Indeed, much Renaissance criticism was forged in the struggle to defend poetry and literature from charges — brought within both clerical and secular circles — of immorality, triviality and irrelevance to practical and political life. The types of criticism proliferating in the early modern period also included a large body of humanist commentary and scholarship on classical texts. The most influential classical treatises during the sixteenth and seventeenth centuries were Aristotle’s Poetics and Horace’s Ars Poetica. A third important body of criticism in this period is comprised of commentaries on Aristotle’s Poetics and debates between the relative virtues of the Aristotelian and Horatian texts as well as attempts to harmonize their insights. Alongside Aristotle and Horace, the influential rhetorical voices of Cicero and Quintilian were recovered in the early fifteenth century: Renaissance critics tended to adapt, and even distort, these voices to their own needs.
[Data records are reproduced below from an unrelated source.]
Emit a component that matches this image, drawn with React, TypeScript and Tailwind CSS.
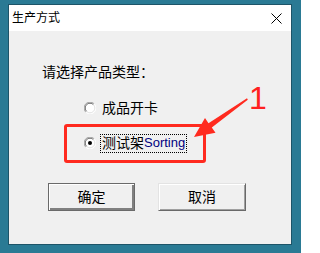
import React from "react";

function Radio({ checked }: { checked?: boolean }) {
  return (
    <svg width="12" height="12" viewBox="0 0 12 12" className="shrink-0">
      <circle cx="6" cy="6" r="5.5" fill="#ffffff" />
      <path d="M1.8 10.2 A5.5 5.5 0 0 1 10.2 1.8" fill="none" stroke="#a0a0a0" strokeWidth="1" />
      <path d="M10.2 1.8 A5.5 5.5 0 0 1 1.8 10.2" fill="none" stroke="#ffffff" strokeWidth="1" />
      <path d="M2.6 9.4 A4.5 4.5 0 0 1 9.4 2.6" fill="none" stroke="#696969" strokeWidth="1" />
      <path d="M9.4 2.6 A4.5 4.5 0 0 1 2.6 9.4" fill="none" stroke="#e3e3e3" strokeWidth="1" />
      {checked && <circle cx="6" cy="6" r="2" fill="#000000" />}
    </svg>
  );
}

export default function App() {
  const font = { fontFamily: '"Liberation Sans", "Noto Sans CJK SC", sans-serif' };
  return (
    <div
      className="relative w-[301px] h-[253px] overflow-hidden bg-[#2a7a94] pl-[8px] pt-[4px]"
      style={font}
    >
      <div className="w-[284px] h-[241px] border border-[#1d5468] flex flex-col">
        <div className="h-[26px] bg-white flex items-center justify-between pl-[3px] pr-[9px]">
          <span className="text-[12px] leading-none text-black">生产方式</span>
          <svg width="11" height="11" viewBox="0 0 11 11">
            <path d="M0.5 0.5 L10.5 10.5 M10.5 0.5 L0.5 10.5" stroke="#000" strokeWidth="1" />
          </svg>
        </div>
        <div className="flex-1 bg-[#f0f0f0] flex flex-col pl-[33px] pt-[33px]">
          <div className="text-[14px] leading-[16px] text-black">请选择产品类型：</div>
          <div className="mt-[18px] ml-[42px] h-[20px] flex items-center">
            <Radio />
            <span className="ml-[6px] text-[14px] leading-[16px] text-black">成品开卡</span>
          </div>
          <div className="mt-[15px] ml-[42px] h-[20px] flex items-center">
            <Radio checked />
            <span className="ml-[4px] h-[19px] px-[1px] flex items-center border border-dotted border-black text-[14px] leading-[16px] text-black">
              测试架<span className="text-[13px] text-[#000080]">Sorting</span>
            </span>
          </div>
          <div className="mt-[30px] ml-[6px] flex gap-[23px]">
            <button className="w-[87px] h-[28px] border border-[#6a6a6a] bg-[#f0f0f0] shadow-[inset_1px_1px_0_#ffffff,inset_-2px_-2px_0_#808080] text-[14px] leading-none text-black flex items-center justify-center pb-[1px]">
              确定
            </button>
            <button className="w-[88px] h-[28px] border border-t-[#e3e3e3] border-l-[#e3e3e3] border-r-[#696969] border-b-[#696969] bg-[#f0f0f0] shadow-[inset_1px_1px_0_#ffffff,inset_-1px_-1px_0_#a0a0a0] text-[14px] leading-none text-black flex items-center justify-center pb-[1px]">
              取消
            </button>
          </div>
        </div>
      </div>

      {/* annotation: red box */}
      <div className="absolute left-[64px] top-[124px] w-[142px] h-[39px] border-[3px] border-[#ff2a1f] rounded-[3px] pointer-events-none" />
      {/* annotation: arrow */}
      <svg className="absolute left-0 top-0 pointer-events-none" width="301" height="253" viewBox="0 0 301 253">
        <polygon
          points="194,137 205,118 208.5,123.2 247,98.3 247.8,99.7 211.8,127.6 215.5,132.8"
          fill="#ff2a1f"
        />
      </svg>
      {/* annotation: number */}
      <div className="absolute left-[249px] top-[82px] text-[32px] leading-none text-[#ff2020]" style={{ fontFamily: '"Liberation Sans", sans-serif' }}>
        1
      </div>
    </div>
  );
}
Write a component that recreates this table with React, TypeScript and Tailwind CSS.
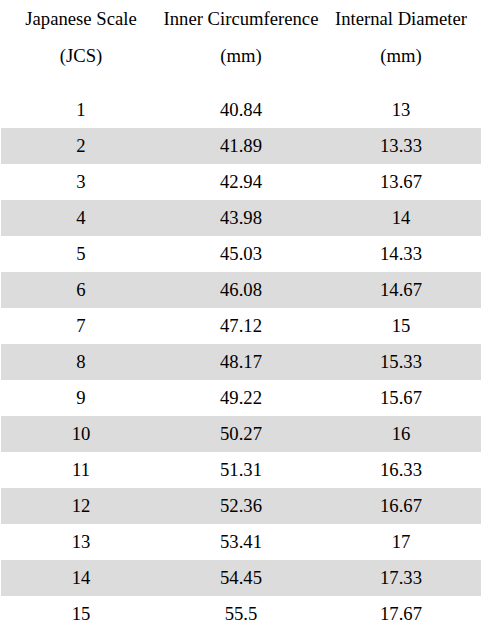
const rows: [string, string, string][] = [
  ["1", "40.84", "13"],
  ["2", "41.89", "13.33"],
  ["3", "42.94", "13.67"],
  ["4", "43.98", "14"],
  ["5", "45.03", "14.33"],
  ["6", "46.08", "14.67"],
  ["7", "47.12", "15"],
  ["8", "48.17", "15.33"],
  ["9", "49.22", "15.67"],
  ["10", "50.27", "16"],
  ["11", "51.31", "16.33"],
  ["12", "52.36", "16.67"],
  ["13", "53.41", "17"],
  ["14", "54.45", "17.33"],
  ["15", "55.5", "17.67"],
];

const heads: [string, string][] = [
  ["Japanese Scale", "(JCS)"],
  ["Inner Circumference", "(mm)"],
  ["Internal Diameter", "(mm)"],
];

export default function App() {
  return (
    <div className="w-[482px] h-[634px] bg-white text-black text-[18.67px] px-[1px] font-['Liberation_Serif','Times_New_Roman',serif]">
      <div className="grid grid-cols-3 h-[92px] content-start">
        {heads.map(([a, b]) => (
          <div key={a} className="flex flex-col items-center whitespace-nowrap">
            <div className="h-[37px] leading-[37px]">{a}</div>
            <div className="h-[37px] leading-[37px]">{b}</div>
          </div>
        ))}
      </div>
      {rows.map((r, i) => (
        <div
          key={r[0]}
          className={i % 2 === 1 ? "grid grid-cols-3 h-[36px] items-center bg-[#dcdcdc]" : "grid grid-cols-3 h-[36px] items-center"}
        >
          {r.map((c, j) => (
            <div key={j} className="text-center leading-[36px]">
              {c}
            </div>
          ))}
        </div>
      ))}
    </div>
  );
}
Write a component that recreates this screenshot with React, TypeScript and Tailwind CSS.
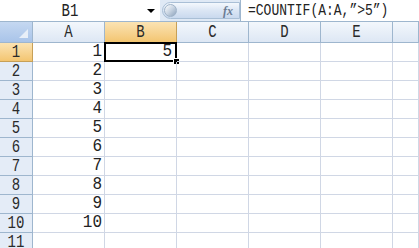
import React from 'react';

const COLS = ['A', 'B', 'C', 'D', 'E', ''];
const ROWS = [1, 2, 3, 4, 5, 6, 7, 8, 9, 10, 11];

const mono = "font-['Liberation_Mono','Courier_New',monospace] leading-none";

export default function App() {
  return (
    <div className="w-[419px] h-[248px] overflow-hidden bg-white text-[#222]">
      {/* 编辑栏 */}
      <div className="h-[22px] flex items-stretch bg-[#dfe9f5] border-b border-[#9eb6ce]">
        <div className="w-[160px] bg-white flex items-center relative">
          <span className={`${mono} text-[14px] w-full text-center pr-[20px] inline-block scale-y-125`}>B1</span>
          <span className="absolute left-[147px] top-[9px] w-0 h-0 border-l-[4px] border-r-[4px] border-t-[4px] border-l-transparent border-r-transparent border-t-black" />
        </div>
        <div className="w-[80px] py-[2px] pl-[2px] flex items-stretch">
          <div className="flex-1 rounded-l-full bg-gradient-to-b from-[#f4f8fd] via-[#dbe6f4] to-[#c9d9ee] border border-[#a9bfd6] flex items-center justify-between pl-[1px] pr-[6px]">
            <span className="w-[13px] h-[13px] rounded-full bg-gradient-to-br from-white via-[#c8d4e2] to-[#8ea4bd] border border-[#9fb3c8]" />
            <span className="font-['Liberation_Serif',serif] italic text-[12px] leading-none text-[#6b7c93] font-bold">fx</span>
          </div>
        </div>
        <div className="flex-1 bg-white border-l border-[#9eb6ce] flex items-center pl-[7px]">
          <span className={`${mono} text-[13px] inline-block scale-y-125`}>=COUNTIF(A:A,”&gt;5”)</span>
        </div>
      </div>

      {/* 表格 */}
      <div className="grid grid-cols-[33px_72px_72px_72px_72px_72px_26px]">
        {/* 表头 */}
        <div className="h-[21px] bg-gradient-to-b from-[#c5d8f1] to-[#a9c4e9] border-r border-b border-[#9eb6ce] relative">
          <span className="absolute right-[4px] bottom-[4px] w-0 h-0 border-l-[9px] border-l-transparent border-b-[9px] border-b-[#e8eff8]" />
        </div>
        {COLS.map((c) => (
          <div
            key={c || 'F'}
            className={`h-[21px] border-r border-b flex items-center justify-center ${
              c === 'B'
                ? 'bg-gradient-to-b from-[#fbe3b3] to-[#f3c570] border-[#c7a057]'
                : 'bg-gradient-to-b from-[#f3f7fc] to-[#dde7f4] border-[#9eb6ce]'
            }`}
          >
            <span className={`${mono} text-[14px] text-[#2a2a2a] inline-block scale-y-125`}>{c}</span>
          </div>
        ))}

        {ROWS.map((r) => (
          <React.Fragment key={r}>
            <div
              className={`h-[19px] border-r border-b flex items-center justify-center ${
                r === 1
                  ? 'bg-gradient-to-b from-[#fbe3b3] to-[#f3c570] border-[#c7a057]'
                  : 'bg-[#e4ecf7] border-[#9eb6ce]'
              }`}
            >
              <span className={`${mono} text-[14px] text-[#2a2a2a] inline-block scale-y-125`}>{r}</span>
            </div>
            {COLS.map((c) => (
              <div key={c || 'F'} className="h-[19px] border-r border-b border-[#d0d7e5] relative flex items-center justify-end pr-[2px]">
                {c === 'A' && r <= 10 && (
                  <span className={`${mono} text-[16px] inline-block scale-y-110`}>{r}</span>
                )}
                {c === 'B' && r === 1 && (
                  <>
                    <span className={`${mono} text-[16px] inline-block scale-y-110 pr-[2px]`}>5</span>
                    <div className="absolute -left-[1px] -top-[1px] w-[73px] h-[20px] border-2 border-black pointer-events-none" />
                    <div className="absolute right-[-4px] bottom-[-4px] w-[7px] h-[7px] bg-black border border-white" />
                  </>
                )}
              </div>
            ))}
          </React.Fragment>
        ))}
      </div>
    </div>
  );
}
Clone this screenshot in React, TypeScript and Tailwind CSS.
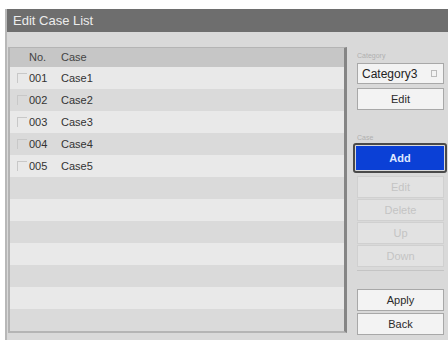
const rows = [
  { no: "001", name: "Case1" },
  { no: "002", name: "Case2" },
  { no: "003", name: "Case3" },
  { no: "004", name: "Case4" },
  { no: "005", name: "Case5" },
]

const font = { fontFamily: '"Liberation Sans", Arial, sans-serif' }

function Btn({ label, disabled }: { label: string; disabled?: boolean }) {
  return (
    <div
      className={
        disabled
          ? "flex h-[22px] items-center justify-center border border-[#d0d0d0] bg-[#e2e2e2] text-[11px] text-[#c4c4c4]"
          : "flex h-[22px] items-center justify-center border border-[#a8a8a8] bg-[#f3f3f3] text-[11px] text-[#2a2a2a]"
      }
    >
      {label}
    </div>
  )
}

export default function App() {
  const empty = Array.from({ length: 7 }, (_, i) => i)
  return (
    <div className="h-[340px] w-[448px] overflow-hidden bg-white pl-[5px] pt-[9px]" style={font}>
      <div className="flex h-[331px] flex-col border-l-2 border-[#b8b8b8] bg-[#d9d9d9]">
        <div className="flex h-[23px] items-center bg-[#6e6e6e] pl-[6px] text-[13px] text-[#ececec]">
          Edit Case List
        </div>
        <div className="flex pl-[1px] pt-[15px]">
          <div className="flex h-[286px] w-[339px] flex-col overflow-hidden border-b-2 border-l-2 border-r-[3px] border-t border-[#b4b4b4] border-r-[#858585] bg-[#e4e4e4]">
            <div className="flex h-[19px] items-center bg-[#c6c6c6] text-[11px] text-[#444]">
              <span className="ml-[19px] w-[32px]">No.</span>
              <span>Case</span>
            </div>
            {rows.map((r, i) => (
              <div
                key={r.no}
                className={
                  "flex h-[22px] shrink-0 items-center text-[11px] text-[#333] " +
                  (i % 2 === 0 ? "bg-[#e9e9e9]" : "bg-[#dadada]")
                }
              >
                <span className="ml-[7px] mr-[2px] h-[10px] w-[10px] border-l border-t border-[#c8c8c8]" />
                <span className="w-[32px]">{r.no}</span>
                <span>{r.name}</span>
              </div>
            ))}
            {empty.map((i) => (
              <div
                key={i}
                className={
                  "h-[22px] shrink-0 " + ((i + 5) % 2 === 0 ? "bg-[#e9e9e9]" : "bg-[#dadada]")
                }
              />
            ))}
          </div>
          <div className="ml-[10px] flex w-[87px] flex-col">
            <div className="h-[16px] pt-[5px] text-[7px] leading-none text-[#b0b0b0]">Category</div>
            <div className="flex h-[21px] items-center justify-between border border-[#a8a8a8] bg-[#f3f3f3] pl-[4px] pr-[6px] text-[12px] text-[#222]">
              <span>Category3</span>
              <span className="h-[7px] w-[6px] border border-[#bbb]" />
            </div>
            <div className="mt-[4px]">
              <Btn label="Edit" />
            </div>
            <div className="mt-[24px] h-[9px] text-[7px] leading-none text-[#b0b0b0]">Case</div>
            <div className="-ml-[4px] -mr-[3px] rounded-[3px] border-2 border-[#4a4a4a] p-[1px]">
              <div className="flex h-[24px] items-center justify-center bg-[#0b40d6] text-[11px] font-bold text-[#dfe7ff]">
                Add
              </div>
            </div>
            <div className="mt-[3px] flex flex-col gap-[1px]">
              <Btn label="Edit" disabled />
              <Btn label="Delete" disabled />
              <Btn label="Up" disabled />
              <Btn label="Down" disabled />
            </div>
            <div className="mt-[3px] h-px bg-[#c4c4c4]" />
            <div className="mt-[18px] flex flex-col gap-[2px]">
              <Btn label="Apply" />
              <Btn label="Back" />
            </div>
          </div>
        </div>
      </div>
    </div>
  )
}
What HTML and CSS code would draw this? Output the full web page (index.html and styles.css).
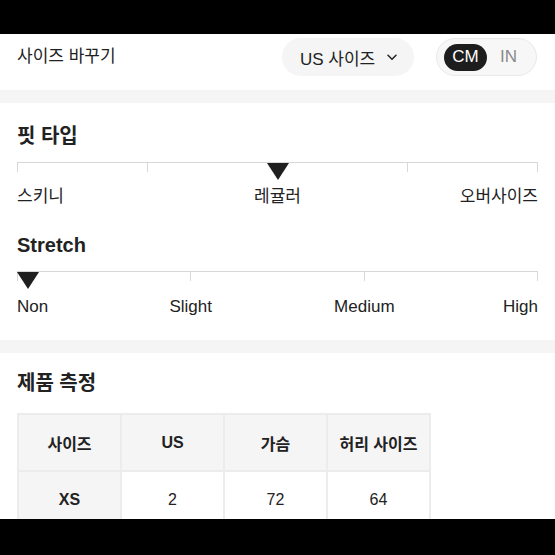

Almost all of these defences, commentaries and debates concern a number of fundamental notions: imitation (of both the external world and of the tradition of classical authors), which Glyn Norton characterizes as “arguably the predominant poetic issue of the entire period” (CHCL, V. III, 4); the truth-value and didactic role of literature; the classical “unities”; the notion of verisimilitude; the use of the vernacular; the definition of poetic genres such as narrative and drama; the invention of new, mixed genres such as the romantic epic and the tragicomedy; the use of rhyme in poetry; the relative values of quantitative and qualitative verse; and the place of literature and poetry in relation to other disciplines such as moral philosophy and history.